5. A Lei Maria da Penha é fruto de larga discussão entre organizações representativas dos direitos das mulheres. Alterar a lei sem atentar aos argumentos destas organizações é ilegítimo. Acompanham este entendimento o Consórcio Nacional de Organizações que elaborou o anteprojeto de lei Maria da Penha (Cepia, Cfemea, Cladem e Themis), as organizações feministas, de mulheres e de direitos humanos, bem como o Conselho Nacional de Procuradores Gerais dos Ministérios Públicos dos Estados e da União (CNPG), por intermédio do Grupo Nacional de Direitos Humanos (GNDH) e Comissão Permanente de Combate à Violência Doméstica e Familiar contra a Mulher (COPEVID), o Forum Nacional de Juízes de Violência Doméstica e Familiar contra a Mulher (Fonavid), a Associação Nacional dos Membros do Ministério Público (CONAMP), o Colégio Nacional dos Defensores Públicos Gerais (Condege), a Ordem dos Advogados do Brasil, além de outros movimentos e instituições.

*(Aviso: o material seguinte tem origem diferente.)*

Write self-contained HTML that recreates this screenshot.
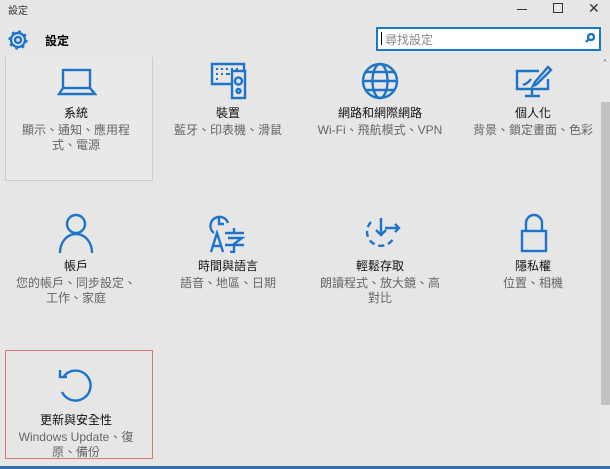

Diante disso, O Movimento do Ministério Público Democrático clama ao Exmo. Sr. Presidente da República Jair Messias Bolsonaro que vete o PLC 94/2018, manifestando a importância da preservação das funções institucionais para que direitos fundamentais não sejam sacrificados. Justificar a lentidão do sistema de justiça para criar mecanismos que maquiam a garantia de tais direitos não é proteger, mas abandonar o verdadeiro sentido de pilares sólidos do Estado Democrático de Direito e do trabalho em rede que norteia o enfrentamento da violência doméstica e familiar contra a mulher.